Suppliers of fittings used in municipal water piping systems, who already are in hot water with the federal government, are being named in a growing series of antitrust suits in federal court in Trenton.
The filings began days after the Federal Trade Commission initiated actions alleging price fixing against Sigma Corp., McWane Inc. and Star Pipe Products Ltd.
As of Wednesday, at least 16 federal actions had been filed in New Jersey, brought on behalf of municipal governments that indirectly did business with the defendants through distributors, the distributors themselves, and large cities such as Denver that buy directly from the suppliers.
In one class complaint, City of Hallandale Beach v. Sigma Corp., 12-cv-2259, filed Monday, the plaintiffs alleged that the three industry-leading companies colluded to artificially inflate and maintain prices for ductile iron pipe fittings.
The devices are used in water infrastructure projects to join pipes and direct the flow of water, among other things.
The defendants typically sell the fittings to wholesale distributors, who in turn sell them along with the pipes themselves, valves and other products to government entities.
The companies, beginning in January 2008, began conspiring to increase prices, according to the plaintiffs.
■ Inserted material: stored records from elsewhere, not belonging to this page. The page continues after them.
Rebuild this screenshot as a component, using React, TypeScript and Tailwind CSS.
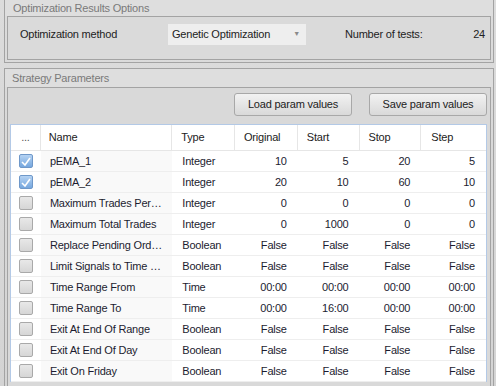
const ROWS = [
  { on: true, name: "pEMA_1", type: "Integer", v: ["10", "5", "20", "5"] },
  { on: true, name: "pEMA_2", type: "Integer", v: ["20", "10", "60", "10"] },
  { on: false, name: "Maximum Trades Per\u2026", type: "Integer", v: ["0", "0", "0", "0"] },
  { on: false, name: "Maximum Total Trades", type: "Integer", v: ["0", "1000", "0", "0"] },
  { on: false, name: "Replace Pending Ord\u2026", type: "Boolean", v: ["False", "False", "False", "False"] },
  { on: false, name: "Limit Signals to Time \u2026", type: "Boolean", v: ["False", "False", "False", "False"] },
  { on: false, name: "Time Range From", type: "Time", v: ["00:00", "00:00", "00:00", "00:00"] },
  { on: false, name: "Time Range To", type: "Time", v: ["00:00", "16:00", "00:00", "00:00"] },
  { on: false, name: "Exit At End Of Range", type: "Boolean", v: ["False", "False", "False", "False"] },
  { on: false, name: "Exit At End Of Day", type: "Boolean", v: ["False", "False", "False", "False"] },
  { on: false, name: "Exit On Friday", type: "Boolean", v: ["False", "False", "False", "False"] },
];

const VAL_COLS = ["w-[63px]", "w-[62px]", "w-[62px]", "w-[65px]"];

function Check({ on }: { on: boolean }) {
  if (on) {
    return (
      <div className="flex h-[14px] w-[14px] items-center justify-center rounded-[2px] border border-[#6f98c9] bg-gradient-to-b from-[#b5d3f3] to-[#76a7de]">
        <svg width="10" height="9" viewBox="0 0 10 9">
          <path d="M1 5 L4 8 L9 1" fill="none" stroke="#fff" strokeWidth="1.6" />
        </svg>
      </div>
    );
  }
  return <div className="h-[14px] w-[14px] rounded-[2px] border border-[#a9a9a9] bg-gradient-to-b from-[#e8e8e8] to-[#d6d6d6]" />;
}

function Button({ label }: { label: string }) {
  return (
    <button className="flex h-[23px] w-[118px] items-center justify-center rounded-[3px] border border-[#a8a8a8] bg-gradient-to-b from-[#f2f2f2] to-[#d9d9d9] text-[#222]">
      {label}
    </button>
  );
}

export default function App() {
  return (
    <div
      className="h-[386px] w-[496px] overflow-hidden bg-gradient-to-b from-[#dcdcdc] to-[#d4d4d4] text-[11px] tracking-[-0.2px] text-[#1c1c30]"
      style={{ fontFamily: '"Liberation Sans", Arial, sans-serif' }}
    >
      {/* Optimization results options */}
      <div className="ml-[4px] w-[490px] border-x border-b border-[#a3a3a3] pb-[2px]">
        <div className="flex h-[16px] items-center bg-[#dedede] pl-[8px] text-[#7a7a7a]">Optimization Results Options</div>
        <div className="mx-[2px] flex h-[44px] items-start border border-[#a3a3a3] bg-[#dadada] pt-[7px] pr-[4px] pl-[12px] text-[#222]">
          <div className="flex h-[21px] w-[148px] items-center">Optimization method</div>
          <div className="flex h-[21px] w-[138px] items-center justify-between bg-[#eeeeee] pr-[6px] pl-[4px]">
            <span>Genetic Optimization</span>
            <span className="text-[7px] text-[#8a8a8a]">{"\u25BC"}</span>
          </div>
          <div className="ml-[39px] flex h-[21px] items-center">Number of tests:</div>
          <div className="ml-auto flex h-[21px] items-center pr-[1px]">24</div>
        </div>
      </div>

      {/* Strategy parameters */}
      <div className="mt-[5px] ml-[4px] h-[330px] w-[490px] border border-[#a3a3a3]">
        <div className="flex h-[18px] items-center bg-[#dedede] pt-[1px] pl-[7px] text-[#7a7a7a]">Strategy Parameters</div>
        <div className="mx-[2px] h-[320px] border border-[#a3a3a3] bg-[#d9d9d9] px-[2px] pt-[5px]">
          <div className="flex justify-end gap-[17px] pr-[1px]">
            <Button label="Load param values" />
            <Button label="Save param values" />
          </div>
          <div className="mt-[8px] w-[477px] border-x border-t border-[#b3c9e6] bg-white">
            <div className="flex h-[26px] items-center border-b border-[#e6e6e6] text-[#222]">
              <div className="flex h-full w-[30px] items-center justify-center border-r border-[#e6e6e6] text-[#555]">...</div>
              <div className="flex h-full w-[132px] items-center border-r border-[#e6e6e6] pl-[8px]">Name</div>
              <div className="flex h-full w-[63px] items-center border-r border-[#e6e6e6] pl-[9px]">Type</div>
              <div className="flex h-full w-[63px] items-center border-r border-[#e6e6e6] pl-[9px]">Original</div>
              <div className="flex h-full w-[62px] items-center border-r border-[#e6e6e6] pl-[9px]">Start</div>
              <div className="flex h-full w-[62px] items-center border-r border-[#e6e6e6] pl-[9px]">Stop</div>
              <div className="flex h-full w-[65px] items-center pl-[10px]">Step</div>
            </div>
            {ROWS.map((r) => (
              <div key={r.name} className="flex h-[21px] items-center border-b border-[#eeeeee]">
                <div className="flex h-full w-[30px] items-center pl-[8px]">
                  <Check on={r.on} />
                </div>
                <div className="flex h-full w-[132px] items-center bg-[#f9f9f9] pl-[9px] whitespace-nowrap">{r.name}</div>
                <div className="flex h-full w-[63px] items-center pl-[10px]">{r.type}</div>
                {r.v.map((v, i) => (
                  <div key={i} className={`flex h-full items-center justify-end pr-[11px] ${VAL_COLS[i]}`}>
                    {v}
                  </div>
                ))}
              </div>
            ))}
          </div>
        </div>
      </div>
    </div>
  );
}
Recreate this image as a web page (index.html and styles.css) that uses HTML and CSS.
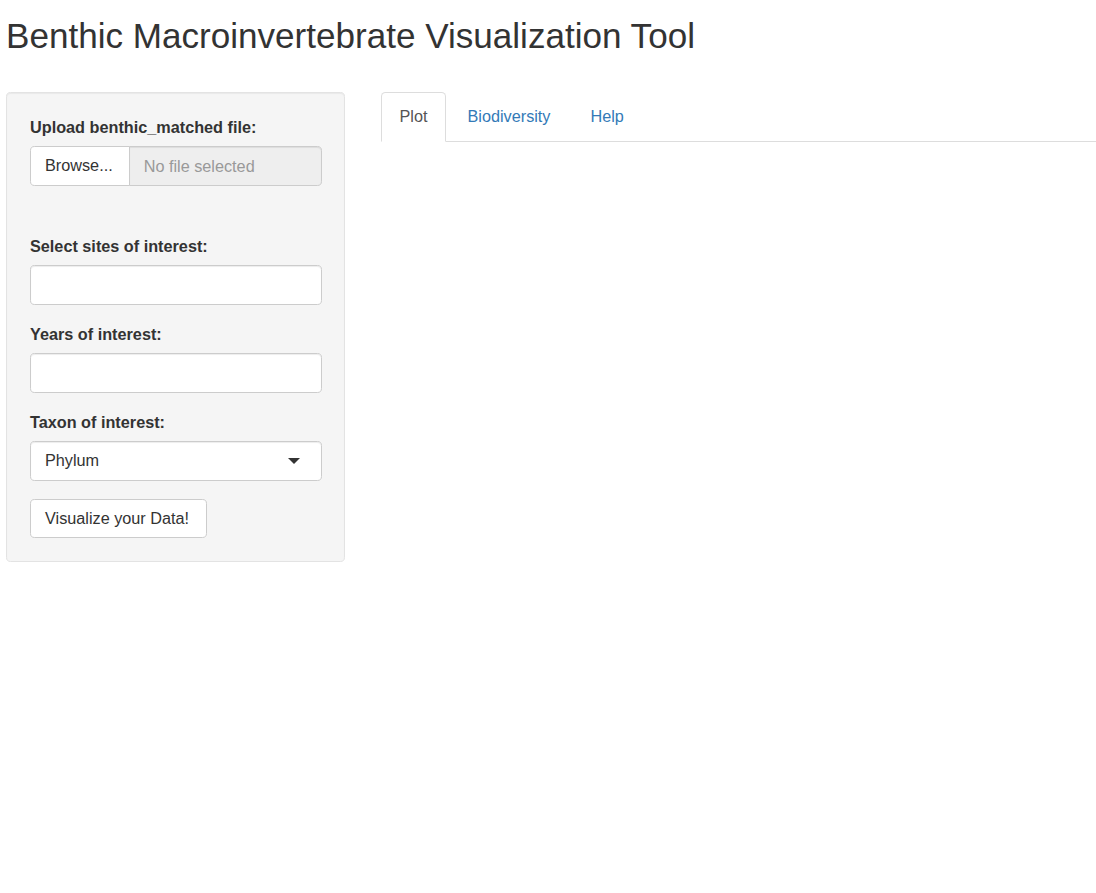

Suspicious that Sigma and Star Pipe would not adhere to the increases, McWane allegedly demanded that the other two companies limit their discounts so they would not undersell McWane.
McWane made this demand in return for its support for the plan, the plaintiffs allege.
McWane, of Birmingham, Ala., announced increases in its published prices on Jan. 11, 2008. Sigma, of Cream Ridge, N.J., and Houston-based Star Pipe did the same.
That June, McWane again leveraged its support for the price inflations by persuading Sigma and Star Pipe to join in forming the Ductile Iron Fittings Research Association (DIFRA), the plaintiffs charged. The three allegedly began exchanging sales information via DIFRA.
The same month, McWane issued another price increase, as the other two followed suit.
Through January 2009, McWane, Sigma and Star Pipe allegedly continued price coordination through DIFRA by submitting the previous months sales figures to an accounting firm, which then combined the information and distributed reports to the companies.
The exchange enabled each of the Defendants to determine and monitor its own market share and, indirectly, the output levels of its rivals, the plaintiffs said.
According to the suit, a different scheme was hatched in February 2009, when Congress enacted the American Recovery and Reinvestment Act, commonly referred to as the stimulus package. The act dedicated several billion dollars to water infrastructure projects but required funding recipients to use materials produced in the United States.
McWane manufactures its products in the United States and at the time was the only supplier selling a full line of domestic pipe fittings.
Sigma tried to enter the domestic market, but McWane proposed a master distribution agreement to stifle competition, the plaintiffs charged.
They say the Sept. 17, 2009, agreement provided that McWane would sell Sigma its domestic products at a 20 percent discount and be its lone source of those products. The plaintiffs also alleged that Sigma then would resell the domestic fittings to distributors, so long as they agreed to buy exclusively from McWane or Sigma.
An unwritten term of the agreement required Sigma to sell McWanes products at or near McWanes published prices, the plaintiffs alleged.
This arrangement was made with the specific intent to maintain artificially inflated prices … by eliminating competition among themselves and excluding their rivals, the plaintiffs contend.
Also in June 2009, McWane allegedly kept Star Pipe out of the domestic market by threatening distributors with restricted access to domestic product and loss of rebates if they bought from Star Pipe. Those tactics worked, as distributors have continued to buy only from McWane and Sigma, the plaintiffs claim.
The FTC investigated and publicized the alleged schemes in the complaints filed on Jan. 4.
Sigma settled simultaneously by entering a consent agreement in which it promised to refrain from engaging in price fixing. The agreement did not impose monetary penalties or require an admission of wrongdoing. Star Pipe entered a similar consent agreement with the FTC on March 20.